Wir stehen um 5:30 Uhr auf und packen in aller Eile das Zelt und alles ein – wir können zu sehen wie das Wasser, irre schnell, sinkt! Um kurz nach 6 kann ich das Ruder schon nicht mehr einhängen, wir kurbeln den Kiel hoch und paddeln wie besessen durch das ablaufende Wasser über festsaugenden Schlick aus dem Hafen. Es sind nur 200 Meter bis in die Schwinge. Geradeso geschafft! Wir machen kurz vor der Elbmündung am letzten Steg beim SV Stade fest. Jetzt erstmal Frühstücken und Kaffee kochen – wir müssen noch zwei Stunden warten, bis wir lossegeln können, elbaufwärts nach Wedel.

Bei leichter Brise und Sonnenschein kommen wir entspannt bei samstäglichem Treiben um 12 Uhr im Hafen Wedel an, slippen das Boot, putzen und packen (in brütender Hitze). Beim Abschiedssaft & Kuchen in der »Tonne« treffen wir Peter Passauer & co – das ist ein schöner Empfang. Willkomm-Höft.

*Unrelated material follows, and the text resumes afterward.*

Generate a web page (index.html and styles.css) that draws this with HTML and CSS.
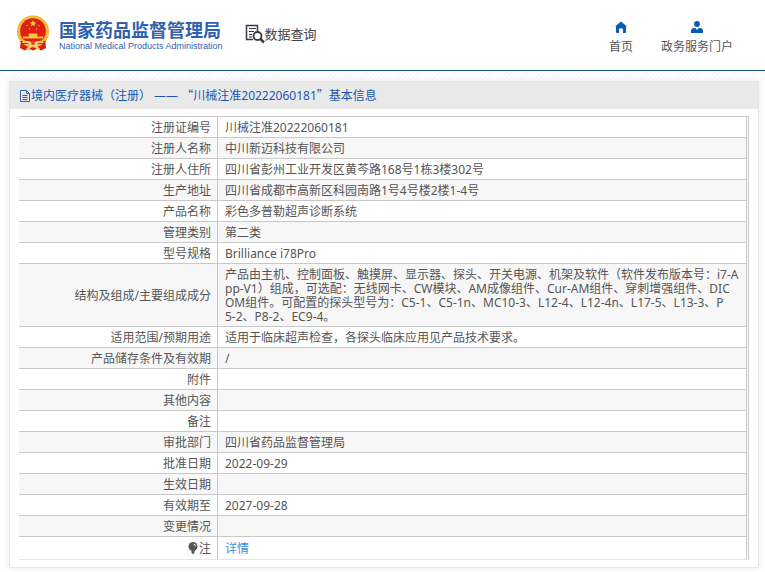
FILE: index.html
```html
<!DOCTYPE html>
<html lang="zh-CN">
<head>
<meta charset="utf-8">
<meta name="viewport" content="width=device-width, initial-scale=1">
<title>国家药品监督管理局 数据查询</title>
<link rel="stylesheet" href="styles.css">
</head>
<body>
<header class="top">
  <a class="brand" href="#">
    <svg class="emblem" viewBox="0 0 34 36" aria-hidden="true">
      <path d="M5 24 4 33l5 2.500 3-2 5 2 5-2 3 2 5-2.500-1-9z" fill="#d81e12"/>
      <circle cx="17" cy="16.500" r="16" fill="#eeb02c"/>
      <circle cx="17" cy="16.500" r="14.500" fill="none" stroke="#f9d66c" stroke-width="1" stroke-dasharray="2 1.500"/>
      <circle cx="17" cy="16" r="12.800" fill="#df1f14"/>
      <path d="m17 5 .9 2.300 2.500.1-2 1.500.7 2.400-2.100-1.400-2.100 1.400.7-2.400-2-1.500 2.500-.1z" fill="#fbd44a"/>
      <g fill="#f5b53c"><circle cx="11" cy="10.500" r=".8"/><circle cx="23" cy="10.500" r=".8"/><circle cx="13.500" cy="14" r=".8"/><circle cx="20.500" cy="14" r=".8"/></g>
      <path d="M13 18.500h8l1 1.500h-1v1.500h6v2H7v-2h6V20h-1z" fill="#f8c63b"/>
      <path d="M4 26h26l-2 3H6z" fill="#df1f14"/>
      <path d="M7 26q5-1 10 2 5-3 10-2l1 2q-6-1-8 2l4 4-2 1-5-4-5 4-2-1 4-4q-2-3-8-2z" fill="#f7cf78"/>
      <circle cx="17" cy="28" r="2" fill="#e9402c"/>
    </svg>
    <span class="brand-text">
      <span class="brand-cn">国家药品监督管理局</span>
      <span class="brand-en">National Medical Products Administration</span>
    </span>
  </a>
  <a class="query" href="#">
    <svg class="query-icon" viewBox="0 0 20 20" aria-hidden="true" fill="none" stroke="#363a45">
      <path d="M12.500 7V1.500h-11v14H8" stroke-width="1.500"/>
      <path d="M4 4.500h7M4 7.500h5M4 10.500h3M4 13h3" stroke-width="1.200"/>
      <circle cx="12.500" cy="12" r="4" stroke-width="1.800"/>
      <path d="m15.500 15 3.500 3.500" stroke-width="2.500"/>
    </svg>
    <span>数据查询</span>
  </a>
  <nav class="nav">
    <a href="#">
      <svg viewBox="0 0 12 12" aria-hidden="true"><path d="M6 .5 0 5.500h1V11a1 1 0 0 0 1 1h2V7.500h4V12h2a1 1 0 0 0 1-1V5.500h1z" fill="#0d59b8"/></svg>
      <span>首页</span>
    </a>
    <a href="#">
      <svg viewBox="0 0 12 12" aria-hidden="true"><circle cx="6" cy="3" r="2.900" fill="#0d59b8"/><path d="M0 12V9.500Q.5 7 4 6.800l2 2.200 2-2.200q3.500.2 4 2.700V12z" fill="#0d59b8"/></svg>
      <span>政务服务门户</span>
    </a>
  </nav>
</header>
<main class="page">
  <section class="panel">
    <h1 class="panel-title">
      <svg class="doc-icon" viewBox="0 0 10 12" aria-hidden="true" fill="none" stroke="#2b62b5"><path d="M.5.5h6l3 3v8h-9zM6.500.5v3h3M2.500 5.500h5M2.500 7.500h5M2.500 9.500h5"/></svg>
      <span>境内医疗器械（注册） —— <span class="quote">“</span>川械注准20222060181<span class="quote">”</span>基本信息</span>
    </h1>
    <div class="panel-body">
      <table class="info">
        <tbody>
          <tr><th scope="row">注册证编号</th><td>川械注准20222060181</td></tr>
          <tr><th scope="row">注册人名称</th><td>中川新迈科技有限公司</td></tr>
          <tr><th scope="row">注册人住所</th><td>四川省彭州工业开发区黄芩路168号1栋3楼302号</td></tr>
          <tr><th scope="row">生产地址</th><td>四川省成都市高新区科园南路1号4号楼2楼1-4号</td></tr>
          <tr><th scope="row">产品名称</th><td>彩色多普勒超声诊断系统</td></tr>
          <tr><th scope="row">管理类别</th><td>第二类</td></tr>
          <tr><th scope="row">型号规格</th><td>Brilliance i78Pro</td></tr>
          <tr><th scope="row">结构及组成/主要组成成分</th><td>产品由主机、控制面板、触摸屏、显示器、探头、开关电源、机架及软件（软件发布版本号：i7-A<br>pp-V1）组成，可选配：无线网卡、CW模块、AM成像组件、Cur-AM组件、穿刺增强组件、DIC<br>OM组件。可配置的探头型号为：C5-1、C5-1n、MC10-3、L12-4、L12-4n、L17-5、L13-3、P<br>5-2、P8-2、EC9-4。</td></tr>
          <tr><th scope="row">适用范围/预期用途</th><td>适用于临床超声检查，各探头临床应用见产品技术要求。</td></tr>
          <tr><th scope="row">产品储存条件及有效期</th><td>/</td></tr>
          <tr><th scope="row">附件</th><td></td></tr>
          <tr><th scope="row">其他内容</th><td></td></tr>
          <tr><th scope="row">备注</th><td></td></tr>
          <tr><th scope="row">审批部门</th><td>四川省药品监督管理局</td></tr>
          <tr><th scope="row">批准日期</th><td>2022-09-29</td></tr>
          <tr><th scope="row">生效日期</th><td></td></tr>
          <tr><th scope="row">有效期至</th><td>2027-09-28</td></tr>
          <tr><th scope="row">变更情况</th><td></td></tr>
          <tr class="note"><th scope="row"><svg class="bulb" viewBox="0 0 10 12" aria-hidden="true"><circle cx="5" cy="4.500" r="4.500" fill="#555"/><path d="M3.500 8h3v2.500L5.500 12h-1l-1-1.500z" fill="#555"/><path d="M5.500 2q2 .3 2 2.300" fill="none" stroke="#fff"/></svg>注</th><td><a class="detail" href="#">详情</a></td></tr>
        </tbody>
      </table>
    </div>
  </section>
</main>
</body>
</html>
```
FILE: styles.css
```css
* { box-sizing: border-box; }

body {
  margin: 0;
  background: #fff;
  color: #555;
  font: 12px/14px "Noto Sans", "Noto Sans CJK SC", sans-serif;
}

a { color: inherit; text-decoration: none; }
svg { display: block; flex: none; }

.top {
  display: flex;
  align-items: flex-start;
  height: 71px;
  padding: 0 32px 0 16px;
  border-bottom: 1px solid #1a4e98;
}

.brand { display: flex; gap: 9px; padding-top: 15px; }
.emblem { width: 34px; height: 36px; }
.brand-text { display: flex; flex-direction: column; padding-top: 4px; color: #2f5fae; white-space: nowrap; }
.brand-cn { font: bold 18px/20px "Noto Sans CJK SC", sans-serif; }
.brand-en { font: 9px/14px "Liberation Sans", sans-serif; }

.query {
  display: flex;
  align-items: center;
  margin-left: 22px;
  padding-top: 24px;
  color: #444;
  font-size: 13px;
  line-height: 20px;
  white-space: nowrap;
}
.query-icon { width: 20px; height: 20px; }

.nav { display: flex; gap: 28px; margin-left: auto; padding-top: 21px; }
.nav a { display: flex; flex-direction: column; align-items: center; gap: 7px; }
.nav svg { width: 12px; height: 12px; }

.page {
  padding: 10px 6px 4px 9px;
  background: repeating-linear-gradient(135deg, #fff 0 2px, #f6f8fc 2px 3px) top / 100% 10px no-repeat;
}

.panel {
  border: 1px solid #e6e6e6;
  background: #fff;
  box-shadow: 0 0 6px #e8e8e8;
}

.panel-title {
  display: flex;
  align-items: center;
  height: 27px;
  margin: 0;
  padding-left: 10px;
  background: #e9e9e9;
  color: #1b57b0;
  font-size: 12px;
  font-weight: normal;
}
.doc-icon { width: 10px; height: 12px; margin-right: 1px; }
.quote { font-family: "Noto Sans CJK SC", sans-serif; }

.panel-body { padding: 7px 9px; }

.info {
  width: 100%;
  padding-right: 1px;
  border-spacing: 0;
  border-top: 1px solid #c8c8c8;
  border-right: 1px solid #c8c8c8;
  table-layout: fixed;
}
.info th,
.info td {
  height: 21px;
  padding: 4px 6px 2px;
  border-right: 1px solid #c8c8c8;
  border-bottom: 1px solid #c8c8c8;
  word-break: break-all;
}
.info th { width: 199px; font-weight: normal; text-align: right; }
.info td { padding-right: 4px; padding-left: 7px; }
.info tr:nth-child(even) { background: #f7f7f7; }
.info .note th,
.info .note td { height: 23px; border-bottom-color: #e6e6e6; }

.bulb { display: inline-block; width: 10px; height: 12px; margin-right: 1px; vertical-align: -1px; }
.detail { color: #3a8ee6; }
```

Abends sitzen wir schon wieder in Potsdam auf dem Balkon. Waren wir wirklich weg?
Sind wir tatsächlich von Potsdam bis ans Meer – gesegelt?

Resumee:
Das Segeln im Gezeitenrevier ist auf eine Weise entspannend – und dann wieder stressig. Planen und warten – man ist noch abhängiger von der Natur, nicht nur Wind und Wetter, sondern die Tide bestimmt den Rhythmus, und die beeinflußt wieder Wind und Wetter – so entsteht ein kleines Zeitfenster – indem man ablegen kann, oder nochmal 12 Stunden wartet.